We know that it is popular these days for articles about posture to emphasize the importance of proper posture- especially when it comes to slouching.


Studies dating back to 1996 1 have demonstrated that slouching while sitting or standing plays a role in progressive disc degeneration.

More commonly referred to as lumbar degenerative disc disease (DDD), the causes are multi-factorial, while slouching on its own is unlikely to cause DDD, it can be a significant contributing factor.

Symptoms of DDD may be familiar to some: consistent “low-grade” pain that flares up when performing certain motions or activities; pain that shoots down the leg (sciatica); relief of pain when lying down in a reclining position; relief of pain when knees are elevated

Being seated loads your lumbar spinal discs by more than 3 times compared to standing. Poor posture exacerbates these stresses.

Slouching for prolonged periods of time also loads and strains the iliolumbar ligaments.

A strained iliolumbar ligament can make it uncomfortable to sit (regardless of position), kneel, or to stand up.

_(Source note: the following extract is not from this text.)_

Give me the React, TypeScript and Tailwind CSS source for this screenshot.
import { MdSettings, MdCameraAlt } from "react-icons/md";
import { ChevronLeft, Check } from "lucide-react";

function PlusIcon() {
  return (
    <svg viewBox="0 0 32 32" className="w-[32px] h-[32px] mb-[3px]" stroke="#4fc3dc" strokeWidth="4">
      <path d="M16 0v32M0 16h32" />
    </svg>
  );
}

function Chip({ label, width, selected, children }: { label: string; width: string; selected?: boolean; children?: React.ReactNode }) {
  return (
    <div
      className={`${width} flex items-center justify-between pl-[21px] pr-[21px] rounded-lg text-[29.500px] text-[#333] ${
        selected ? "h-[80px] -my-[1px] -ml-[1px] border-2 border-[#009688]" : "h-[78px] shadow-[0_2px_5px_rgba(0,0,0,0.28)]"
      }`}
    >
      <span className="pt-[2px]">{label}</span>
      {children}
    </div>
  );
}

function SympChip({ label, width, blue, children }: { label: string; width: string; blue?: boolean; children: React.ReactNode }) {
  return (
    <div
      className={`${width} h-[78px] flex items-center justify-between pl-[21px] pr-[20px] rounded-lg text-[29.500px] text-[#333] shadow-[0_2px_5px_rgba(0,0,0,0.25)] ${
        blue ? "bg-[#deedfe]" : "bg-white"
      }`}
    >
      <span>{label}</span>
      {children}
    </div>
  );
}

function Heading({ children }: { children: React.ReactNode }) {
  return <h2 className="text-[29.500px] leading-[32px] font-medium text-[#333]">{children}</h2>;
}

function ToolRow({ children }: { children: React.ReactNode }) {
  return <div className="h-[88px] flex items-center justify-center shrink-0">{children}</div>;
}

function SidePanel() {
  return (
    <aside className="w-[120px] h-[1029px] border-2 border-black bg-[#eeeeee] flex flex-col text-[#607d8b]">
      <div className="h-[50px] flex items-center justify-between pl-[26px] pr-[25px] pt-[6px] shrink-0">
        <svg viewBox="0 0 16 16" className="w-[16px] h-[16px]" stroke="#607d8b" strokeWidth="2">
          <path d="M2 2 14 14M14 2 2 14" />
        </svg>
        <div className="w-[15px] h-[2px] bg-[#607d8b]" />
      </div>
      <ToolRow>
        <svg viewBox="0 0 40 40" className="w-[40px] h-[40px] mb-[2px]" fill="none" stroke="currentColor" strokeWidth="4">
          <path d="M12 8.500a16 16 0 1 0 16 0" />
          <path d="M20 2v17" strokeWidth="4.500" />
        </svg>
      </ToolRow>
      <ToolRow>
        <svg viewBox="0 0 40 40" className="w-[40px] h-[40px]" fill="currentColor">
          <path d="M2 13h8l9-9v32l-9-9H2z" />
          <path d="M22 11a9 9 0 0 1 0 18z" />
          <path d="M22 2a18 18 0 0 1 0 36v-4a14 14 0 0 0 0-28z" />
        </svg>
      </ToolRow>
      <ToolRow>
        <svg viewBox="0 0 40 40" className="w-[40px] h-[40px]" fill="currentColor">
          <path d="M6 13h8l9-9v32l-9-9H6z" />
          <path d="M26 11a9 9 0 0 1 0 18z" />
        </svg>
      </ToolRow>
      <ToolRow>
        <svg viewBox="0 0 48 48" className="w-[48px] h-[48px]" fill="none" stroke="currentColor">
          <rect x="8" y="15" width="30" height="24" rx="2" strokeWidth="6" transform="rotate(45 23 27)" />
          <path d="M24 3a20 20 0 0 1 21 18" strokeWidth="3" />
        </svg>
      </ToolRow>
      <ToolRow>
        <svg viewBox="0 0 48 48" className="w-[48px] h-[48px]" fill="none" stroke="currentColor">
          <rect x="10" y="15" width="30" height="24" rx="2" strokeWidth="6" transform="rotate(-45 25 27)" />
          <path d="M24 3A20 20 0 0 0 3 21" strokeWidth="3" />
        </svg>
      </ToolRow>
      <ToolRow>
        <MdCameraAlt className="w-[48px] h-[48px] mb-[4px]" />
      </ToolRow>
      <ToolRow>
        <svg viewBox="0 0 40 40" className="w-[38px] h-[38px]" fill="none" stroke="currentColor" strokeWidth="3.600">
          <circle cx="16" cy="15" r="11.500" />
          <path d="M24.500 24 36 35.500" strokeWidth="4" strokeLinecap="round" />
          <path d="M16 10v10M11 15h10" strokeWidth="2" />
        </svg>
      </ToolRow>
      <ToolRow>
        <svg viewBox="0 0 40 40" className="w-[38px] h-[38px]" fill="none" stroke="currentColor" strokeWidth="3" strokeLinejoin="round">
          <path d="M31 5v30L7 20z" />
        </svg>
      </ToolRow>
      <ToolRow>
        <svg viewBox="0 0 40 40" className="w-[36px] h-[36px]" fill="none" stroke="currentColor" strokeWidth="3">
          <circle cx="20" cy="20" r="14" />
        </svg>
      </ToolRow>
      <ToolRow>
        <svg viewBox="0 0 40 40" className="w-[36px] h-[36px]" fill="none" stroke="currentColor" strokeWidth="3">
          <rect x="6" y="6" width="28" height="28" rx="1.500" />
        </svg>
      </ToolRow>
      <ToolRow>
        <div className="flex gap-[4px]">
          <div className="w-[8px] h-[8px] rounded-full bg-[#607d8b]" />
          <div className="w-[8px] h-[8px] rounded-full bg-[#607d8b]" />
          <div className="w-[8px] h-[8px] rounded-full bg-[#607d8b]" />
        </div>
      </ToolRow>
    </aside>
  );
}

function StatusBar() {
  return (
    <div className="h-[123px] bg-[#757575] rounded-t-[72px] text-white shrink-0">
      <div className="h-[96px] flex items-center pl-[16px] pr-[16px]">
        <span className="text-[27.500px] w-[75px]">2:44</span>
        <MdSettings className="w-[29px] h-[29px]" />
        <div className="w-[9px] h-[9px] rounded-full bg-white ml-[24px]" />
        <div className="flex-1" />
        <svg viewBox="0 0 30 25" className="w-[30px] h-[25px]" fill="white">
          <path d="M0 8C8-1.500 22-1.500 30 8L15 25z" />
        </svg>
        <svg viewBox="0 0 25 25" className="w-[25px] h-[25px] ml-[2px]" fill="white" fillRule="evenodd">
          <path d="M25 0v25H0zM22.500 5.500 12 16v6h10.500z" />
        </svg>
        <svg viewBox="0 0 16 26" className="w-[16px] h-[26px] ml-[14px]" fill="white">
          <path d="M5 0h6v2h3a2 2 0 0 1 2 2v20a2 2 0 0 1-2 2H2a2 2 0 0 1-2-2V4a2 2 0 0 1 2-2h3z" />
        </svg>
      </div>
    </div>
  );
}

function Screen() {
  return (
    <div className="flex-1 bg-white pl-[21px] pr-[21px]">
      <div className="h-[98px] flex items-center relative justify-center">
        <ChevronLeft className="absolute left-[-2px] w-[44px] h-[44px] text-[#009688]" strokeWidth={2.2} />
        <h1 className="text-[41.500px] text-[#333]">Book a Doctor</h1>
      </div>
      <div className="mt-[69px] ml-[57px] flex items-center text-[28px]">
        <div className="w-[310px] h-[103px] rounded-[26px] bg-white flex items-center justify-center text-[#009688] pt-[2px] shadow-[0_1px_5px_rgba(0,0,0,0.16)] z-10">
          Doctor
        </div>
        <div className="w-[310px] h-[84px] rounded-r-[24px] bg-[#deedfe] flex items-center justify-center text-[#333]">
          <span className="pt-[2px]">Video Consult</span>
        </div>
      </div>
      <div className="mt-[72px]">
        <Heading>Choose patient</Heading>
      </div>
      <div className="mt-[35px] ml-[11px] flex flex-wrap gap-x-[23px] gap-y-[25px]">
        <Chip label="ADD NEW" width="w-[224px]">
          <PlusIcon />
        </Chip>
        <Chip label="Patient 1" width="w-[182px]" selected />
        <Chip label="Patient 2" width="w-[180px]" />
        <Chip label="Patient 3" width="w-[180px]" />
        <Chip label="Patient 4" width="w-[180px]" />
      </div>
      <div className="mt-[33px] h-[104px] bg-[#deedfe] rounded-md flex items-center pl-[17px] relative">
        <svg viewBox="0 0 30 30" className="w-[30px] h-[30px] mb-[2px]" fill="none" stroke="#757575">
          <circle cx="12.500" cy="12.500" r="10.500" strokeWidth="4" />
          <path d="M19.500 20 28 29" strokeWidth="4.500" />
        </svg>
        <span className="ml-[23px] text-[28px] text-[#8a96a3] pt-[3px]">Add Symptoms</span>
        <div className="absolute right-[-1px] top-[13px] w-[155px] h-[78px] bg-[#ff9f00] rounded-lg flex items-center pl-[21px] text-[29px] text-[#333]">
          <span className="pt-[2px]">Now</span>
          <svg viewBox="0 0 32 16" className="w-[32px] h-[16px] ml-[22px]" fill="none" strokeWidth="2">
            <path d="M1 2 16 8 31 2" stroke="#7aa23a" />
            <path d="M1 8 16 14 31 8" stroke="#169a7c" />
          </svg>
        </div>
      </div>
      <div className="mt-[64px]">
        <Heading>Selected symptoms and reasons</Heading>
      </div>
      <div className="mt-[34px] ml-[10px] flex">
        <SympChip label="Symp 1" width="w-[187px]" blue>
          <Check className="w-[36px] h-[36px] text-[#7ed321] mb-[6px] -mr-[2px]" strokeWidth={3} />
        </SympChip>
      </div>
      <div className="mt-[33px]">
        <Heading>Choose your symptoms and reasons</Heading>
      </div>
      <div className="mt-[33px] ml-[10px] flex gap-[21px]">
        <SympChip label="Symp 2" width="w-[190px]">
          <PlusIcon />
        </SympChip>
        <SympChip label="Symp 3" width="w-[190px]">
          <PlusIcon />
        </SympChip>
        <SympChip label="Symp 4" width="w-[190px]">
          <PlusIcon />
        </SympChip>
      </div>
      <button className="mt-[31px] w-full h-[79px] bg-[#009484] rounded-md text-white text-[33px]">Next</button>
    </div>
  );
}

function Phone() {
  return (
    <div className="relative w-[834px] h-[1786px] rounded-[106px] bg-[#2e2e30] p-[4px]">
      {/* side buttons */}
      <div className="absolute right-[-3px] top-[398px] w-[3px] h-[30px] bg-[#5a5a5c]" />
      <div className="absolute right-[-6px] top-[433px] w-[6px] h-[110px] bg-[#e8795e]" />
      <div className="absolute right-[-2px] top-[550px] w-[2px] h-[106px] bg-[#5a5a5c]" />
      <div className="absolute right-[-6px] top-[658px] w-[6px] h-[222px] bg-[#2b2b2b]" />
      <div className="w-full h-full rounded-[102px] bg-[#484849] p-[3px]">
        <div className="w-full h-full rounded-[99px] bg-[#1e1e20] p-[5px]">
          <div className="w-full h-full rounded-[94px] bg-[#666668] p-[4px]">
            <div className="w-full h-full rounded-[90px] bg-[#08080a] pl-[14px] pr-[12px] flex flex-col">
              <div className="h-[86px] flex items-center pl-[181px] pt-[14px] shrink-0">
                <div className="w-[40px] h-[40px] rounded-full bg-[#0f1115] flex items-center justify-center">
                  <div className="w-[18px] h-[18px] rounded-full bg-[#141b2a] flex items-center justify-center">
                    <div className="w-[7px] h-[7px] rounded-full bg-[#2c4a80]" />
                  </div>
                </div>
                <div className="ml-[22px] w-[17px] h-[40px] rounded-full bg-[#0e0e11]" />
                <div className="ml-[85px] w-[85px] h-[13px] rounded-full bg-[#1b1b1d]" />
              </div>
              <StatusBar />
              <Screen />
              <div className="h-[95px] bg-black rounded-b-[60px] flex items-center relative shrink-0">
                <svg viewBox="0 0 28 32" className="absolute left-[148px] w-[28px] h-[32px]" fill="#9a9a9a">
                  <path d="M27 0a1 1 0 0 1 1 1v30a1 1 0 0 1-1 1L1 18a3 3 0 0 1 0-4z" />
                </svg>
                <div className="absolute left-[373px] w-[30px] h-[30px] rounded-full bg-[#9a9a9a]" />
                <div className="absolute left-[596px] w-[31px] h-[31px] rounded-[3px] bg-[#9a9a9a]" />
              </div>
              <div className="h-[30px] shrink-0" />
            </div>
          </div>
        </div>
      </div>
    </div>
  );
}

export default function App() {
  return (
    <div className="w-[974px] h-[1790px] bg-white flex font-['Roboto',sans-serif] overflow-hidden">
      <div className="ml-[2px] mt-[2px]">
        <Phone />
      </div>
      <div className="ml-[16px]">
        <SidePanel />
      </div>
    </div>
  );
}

Pain can be ongoing, intermittent, or episodic.


Many of the same stresses that slouching places on your lumbar spine are carried upward to your neck.

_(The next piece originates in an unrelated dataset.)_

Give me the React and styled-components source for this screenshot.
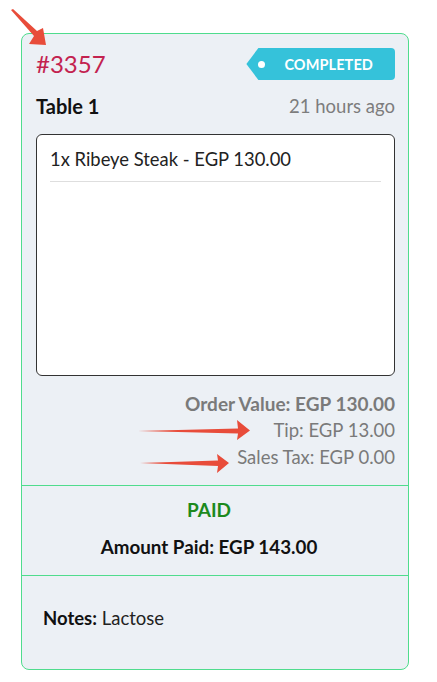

Slouching increases the perceived weight of your head

You may not realize it, but your neck and upper spine have to keep your head upright all day and night. It’s safe to say that a fair amount of stress is placed on them consistently, as they bear the weight of your head until you lie down.

When you start to huddle forwards — which is exactly what we do when slouching — you change the physical dynamic between your head, neck, and cervical spine.

Every 2.5cm of forward positioning adds approximately 3.5kg of additional load to the neck.

This additional load fatigues your shoulder and upper back muscles, causing muscular imbalances, and also contributes to spinal disc compression.

A compressed disc can impinge nerves, restrict movement, and cause significant pain. In the case where nerves are impinged, pain may radiate into the arms and lower back.


Simply put: a slouching position creates an environment where your shoulder blades are no longer in proper alignment.

Known as the scapulae, they drift apart to the sides of the rib cage when sitting slouched. Over time, this leads to weakness of the posterior shoulder muscles, tightness of the anterior shoulder muscles and a multitude of conditions that can include impinged nerves, restriction in range of motion, and rotator cuff dysfunctions.


A study published in Manual Therapy 3-found that the shoulder range of motion is significantly greater when exercising proper posture.

This is because your shoulders are in better alignment, allowing the rotator cuff to properly function; when your shoulders are misaligned, they can pinch against the acromion — the bony part of the scapula (shoulder blade).

Shoulder impingement symptoms include; difficulty raising arms above your head; difficulty reaching behind your back; pain when twisting or extending your arm; weakness in the affected shoulder extending down into the arm

Proper posture is more an exercise in habit than it is anything else. Once you form new habits, it becomes much easier to consistently exercise good posture.